Jacinta did so in two hospitals, even knowing she was to die alone, without her parents and cousin and seer Lucia with her.

Before her cousin was taken to the second hospital in Lisbon, Lucia asked Jacinta what she was going to do in heaven.

Jacinta answered, “I’m going to love Jesus very much, and the Immaculate Heart of Mary, too. I’m going to pray a lot for you, for sinners, for the Holy Father, for my parents and my brothers and sisters, and for all the people who have asked me to pray for them...”

That last part includes us today.

Already here on earth young Jacinta’s prayers were powerful. Here’s what Lucia recorded about just one of the times:

A poor woman afflicted with a terrible disease met us one day. Weeping, she knelt before Jacinta and begged her to ask Our Lady to cure her. Jacinta was distressed to see a woman kneeling before her, and caught hold of her with trembling hands to lift her up. But seeing this was beyond her strength, she, too, knelt down and said three Hail Marys with the woman. She then asked her to get up, and assured her that Our Lady would cure her. After that, she continued to pray daily for that woman, until she returned some time later to thank Our Lady for her cure.

Father John de Marchi described in his book how during the worldwide 1918 flu epidemic many made a pilgrimage to Fatima because they were already sick or frightened of catching the deadly flu. People processed with images of Our Lady of the Rosary and favorite saints. Maria, the woman who was custodian of the Fatima chapel, said the priest who gave the first sermon at the Cova “stressed the important thing to pursue was ‘amendment of life.’” Although then very ill, Jacinta was there. Maria well remembered, “[The] people were weeping in sorrow over this epidemic. Our Lady heard the prayers they offered because from that day on, we had no more cases of influenza in our district.”
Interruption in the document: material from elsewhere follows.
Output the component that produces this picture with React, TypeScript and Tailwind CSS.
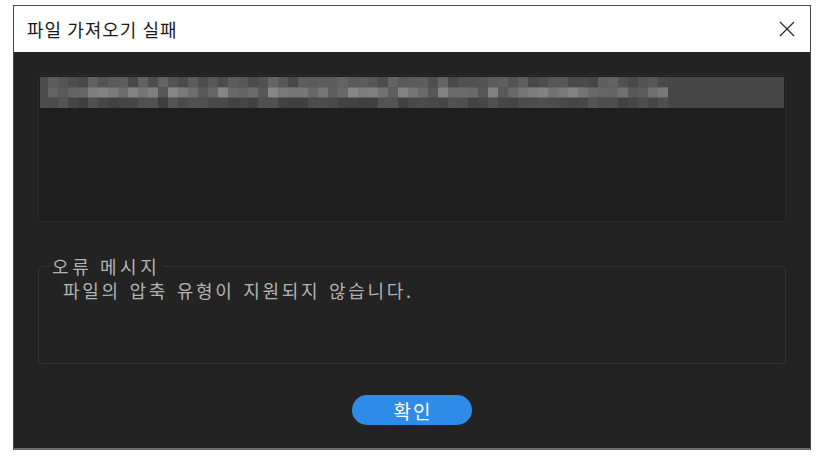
import React from 'react';

const font = { fontFamily: '"Noto Sans CJK KR", "Noto Sans", sans-serif' };

// deterministic mosaic cells for the blurred file path row
function mosaic(cols: number) {
  let seed = 17;
  const rnd = () => {
    seed = (seed * 1103515245 + 12345) % 2147483648;
    return seed / 2147483648;
  };
  const ranges: [number, number][] = [
    [70, 100],
    [85, 135],
    [62, 84],
  ];
  const cells: { x: number; y: number; v: number }[] = [];
  ranges.forEach(([lo, hi], r) => {
    for (let c = 0; c < cols; c++) {
      cells.push({ x: c, y: r, v: Math.round(lo + rnd() * (hi - lo)) });
    }
  });
  return cells;
}

function BlurredPath() {
  const cols = 62;
  const cells = mosaic(cols);
  return (
    <svg width={cols * 10} height={31} className="block">
      {cells.map((c) => (
        <rect
          key={`${c.x}-${c.y}`}
          x={c.x * 10}
          y={c.y * 10.33}
          width={10}
          height={10.4}
          fill={`rgb(${c.v},${c.v},${c.v})`}
        />
      ))}
    </svg>
  );
}

export default function App() {
  return (
    <div className="w-[819px] h-[458px] bg-white overflow-hidden" style={font}>
      <div className="ml-[13px] mt-[5px] w-[798px] border border-[#4a4a4a] border-b-0">
        {/* title bar */}
        <div className="h-[46px] bg-white flex items-center justify-between pl-[13px] pr-[13px]">
          <span className="text-[18px] text-[#1a1a1a] tracking-[1px]">파일 가져오기 실패</span>
          <svg width="18" height="18" viewBox="0 0 18 18" className="mr-[1px]">
            <path d="M2 2 L16 16 M16 2 L2 16" stroke="#2a2a2a" strokeWidth="1.3" fill="none" />
          </svg>
        </div>

        {/* body */}
        <div className="bg-[#232323] px-[24px] pt-[23px] pb-[23px] border-b-2 border-[#6e6e6e]">
          <div className="h-[147px] bg-[#1e1e1e] border border-[#2c2c2c] rounded-[2px] pt-[1px] px-[1px]">
            <div className="h-[31px] bg-[#464646] flex items-center">
              <div className="w-[8px] h-full bg-[#4c4c4c]" />
              <BlurredPath />
            </div>
          </div>

          <fieldset className="mt-[34px] h-[108px] border border-[#333333] rounded-[3px] px-[10px]">
            <legend className="px-[3px] text-[18px] leading-[20px] text-[#b2b2b2] tracking-[3.6px]">
              오류 메시지
            </legend>
            <p className="mt-[3px] pl-[14px] text-[18px] leading-[22px] text-[#b2b2b2] tracking-[2.7px] [word-spacing:2px]">
              파일의 압축 유형이 지원되지 않습니다.
            </p>
          </fieldset>

          <div className="flex justify-center mt-[31px]">
            <button className="w-[120px] h-[30px] rounded-full bg-[#2f8be8] text-white text-[19px] leading-none tracking-[2px] pl-[2px]">
              확인
            </button>
          </div>
        </div>
      </div>
    </div>
  );
}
During his homily in Fatima St. John Paul II said, “Francisco bore without complaining the great sufferings caused by the illness from which he died. It all seemed to him so little to console Jesus:  he died with a smile on his lips. Little Francisco had a great desire to atone for the offences of sinners by striving to be good and by offering his sacrifices and prayers. The life of Jacinta, his younger sister by almost two years, was motivated by these same sentiments.”

John Paul II repeated the words of Jesus from the gospels, connecting them to these young saints when he added, “Father, to you I offer praise, for what you have hidden from the learned and the clever you have revealed to the merest children.” 

As you’re praying to St. Jacinta and St. Francisco for their intercession during this time, also check out this World Rosary 2020, so important for our times and world, also spearheaded by the Children of the Eucharist.

 

Prayer to Sts. Jacinta and Francisco Marto for This Time

Saints Jacinta and Francisco Marto, dear shepherd children of Fatima, you were chosen by Heaven to see Our Blessed Mother and to deliver her message of conversion to a world that had strayed far from God.

You who suffered so greatly and died from the Spanish flu, the pandemic of your time, pray for us who suffer in the pandemic of our times, that God may have mercy upon us.

Pray for the children of the world.

Pray for our protection and an end to what plagues us physically, mentally and spiritually.

Pray for our world, our countries, the Church, and for the most vulnerable people who are suffering and in need of healing.

Little Shepherds of Fatima, help us to come to the refuge of Mary’s Immaculate Heart, so to receive the graces we need at this time, and to come to the beauty of the life that is to come.

We trust, as you did, in the words of our Blessed Mother who taught you to, “pray the rosary every day in honor of Our Lady of the Rosary, because only She can help you.” Amen.